Glaucoma in itself is a fairly treatable condition. For this it is important that the eye disease is detected at an early stage. That is still a problem, and not just in developing countries. In the Netherlands, too, the correct diagnosis is made and appropriate treatment is initiated in only half of the cases. Failure to diagnose this eye disease in time can lead to irreversible vision loss and even blindness.
Better glaucoma diagnosis thanks to AI
For the development of the AI algorithm first started populating a database with the fundus photos of more than 110,000 people. The project, ‘Glaucoma in Pictures’ started in 2020 and its main goal was to explore the possibility of using artificial intelligence (AI) in the assessment of eye images and the early diagnosis of glaucoma.
Those photos were assessed by 20 optometrists/ophthalmologists from various countries.
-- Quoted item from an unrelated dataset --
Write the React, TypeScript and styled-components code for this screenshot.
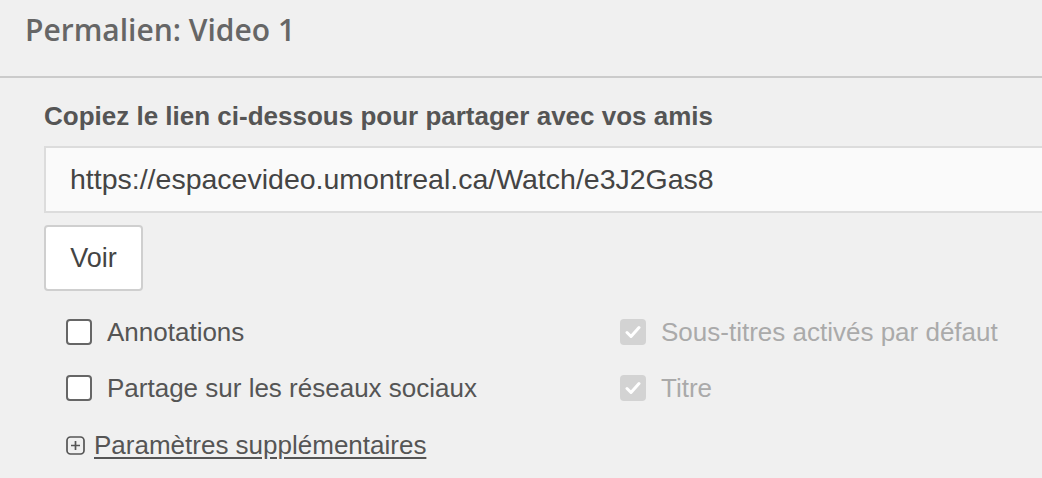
import React from 'react'
import styled, { createGlobalStyle } from 'styled-components'

const GlobalStyle = createGlobalStyle`
  html, body {
    margin: 0;
    padding: 0;
    background: #f0f0f0;
    overflow: hidden;
  }
  body {
    font-family: 'Liberation Sans', Arial, sans-serif;
    color: #555;
  }
`

type Option = { label: string; checked: boolean; disabled?: boolean }

const leftOptions: Option[] = [
  { label: 'Annotations', checked: false },
  { label: 'Partage sur les réseaux sociaux', checked: false },
]

const rightOptions: Option[] = [
  { label: 'Sous-titres activés par défaut', checked: true, disabled: true },
  { label: 'Titre', checked: true, disabled: true },
]

function CheckItem({ option }: { option: Option }) {
  return (
    <CheckLabel $disabled={option.disabled}>
      <Box $checked={option.checked} $disabled={option.disabled}>
        {option.checked && (
          <svg width="16" height="14" viewBox="0 0 16 14">
            <path
              d="M2 7.5 L6 11.5 L14 2.5"
              fill="none"
              stroke="#fff"
              strokeWidth="3"
              strokeLinecap="round"
              strokeLinejoin="round"
            />
          </svg>
        )}
      </Box>
      {option.label}
    </CheckLabel>
  )
}

export default function App() {
  return (
    <>
      <GlobalStyle />
      <Panel>
        <Header>
          <Title>Permalien: Video 1</Title>
        </Header>
        <Body>
          <FieldLabel>Copiez le lien ci-dessous pour partager avec vos amis</FieldLabel>
          <LinkInput readOnly value="https://espacevideo.umontreal.ca/Watch/e3J2Gas8" />
          <ViewButton>Voir</ViewButton>
          <Options>
            <Column>
              {leftOptions.map(o => (
                <Row key={o.label}>
                  <CheckItem option={o} />
                </Row>
              ))}
              <Row>
                <MoreLink>
                  <PlusIcon width="19" height="19" viewBox="0 0 19 19">
                    <rect x="1" y="1" width="17" height="17" rx="3.5" fill="none" stroke="#555" strokeWidth="1.7" />
                    <path d="M9.5 5 V14 M5 9.5 H14" stroke="#555" strokeWidth="1.7" />
                  </PlusIcon>
                  <MoreText>Paramètres supplémentaires</MoreText>
                </MoreLink>
              </Row>
            </Column>
            <Column>
              {rightOptions.map(o => (
                <Row key={o.label}>
                  <CheckItem option={o} />
                </Row>
              ))}
            </Column>
          </Options>
        </Body>
      </Panel>
    </>
  )
}

const Panel = styled.div`
  width: 1042px;
  height: 478px;
`

const Header = styled.div`
  height: 78px;
  box-sizing: border-box;
  padding: 10px 0 0 25px;
  border-bottom: 2px solid #cbcbcb;
`

const Title = styled.h2`
  margin: 0;
  font-family: 'Open Sans', sans-serif;
  font-weight: 600;
  font-size: 30px;
  line-height: 40px;
  color: #666;
`

const Body = styled.div`
  padding: 23px 0 0 44px;
`

const FieldLabel = styled.div`
  font-weight: 700;
  font-size: 26px;
  line-height: 30px;
  color: #555;
`

const LinkInput = styled.input`
  display: block;
  box-sizing: border-box;
  width: 1040px;
  height: 67px;
  margin-top: 15px;
  padding: 0 0 0 24px;
  border: 2px solid #dcdcdc;
  background: #fafafa;
  font-family: 'Liberation Sans', Arial, sans-serif;
  font-size: 28.5px;
  color: #444;
  outline: none;
`

const ViewButton = styled.button`
  display: block;
  box-sizing: border-box;
  width: 99px;
  height: 66px;
  margin-top: 12px;
  border: 2px solid #cfcfcf;
  border-radius: 4px;
  background: #fff;
  font-family: 'Liberation Sans', Arial, sans-serif;
  font-size: 27px;
  color: #444;
  padding: 0;
`

const Options = styled.div`
  display: grid;
  grid-template-columns: 554px auto;
  margin-top: 13px;
  padding-left: 22px;
`

const Column = styled.div`
  display: flex;
  flex-direction: column;
`

const Row = styled.div`
  height: 56px;
  display: flex;
  align-items: center;
`

const CheckLabel = styled.label<{ $disabled?: boolean }>`
  display: flex;
  align-items: center;
  gap: 15px;
  font-size: 26px;
  color: ${p => (p.$disabled ? '#aaa' : '#555')};
`

const Box = styled.span<{ $checked: boolean; $disabled?: boolean }>`
  width: 26px;
  height: 26px;
  box-sizing: border-box;
  border-radius: 4px;
  display: flex;
  align-items: center;
  justify-content: center;
  border: ${p => (p.$checked ? 'none' : '2px solid #666')};
  background: ${p => (p.$checked ? (p.$disabled ? '#d3d3d3' : '#666') : '#fff')};
`

const MoreLink = styled.a`
  display: flex;
  align-items: center;
  gap: 9px;
  margin-top: 2px;
  cursor: pointer;
`

const PlusIcon = styled.svg`
  flex: none;
`

const MoreText = styled.span`
  font-size: 26px;
  color: #555;
  text-decoration: underline;
  text-underline-offset: 3px;
`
All pictures were labeled ‘glaucoma’ or ‘no glaucoma’. This database was then used to ‘train’ the developed AI algorithm to diagnose this eye disease.
At the beginning of this year, a so-called AI challenge was organized in which, in collaboration with the Artificial Intelligence department of the University of Amsterdam, developers were challenged to build an algorithm that can diagnose glaucoma at least as well, and preferably better, as the specialists. The ‘winning’ algorithm eventually achieved an 85% diagnosis rate for recognizing glaucoma, regardless of ethnicity and regardless of the fundus camera used. That’s just as good as a specialist would do.
Research has now shown that the algorithm can be used in a broad and easily accessible manner. With the help of AI, the chance of large-scale screening for this eye disease is greatly increased. The aim is to prevent and reduce blindness and impaired vision worldwide as much as possible thanks to early diagnosis and treatment.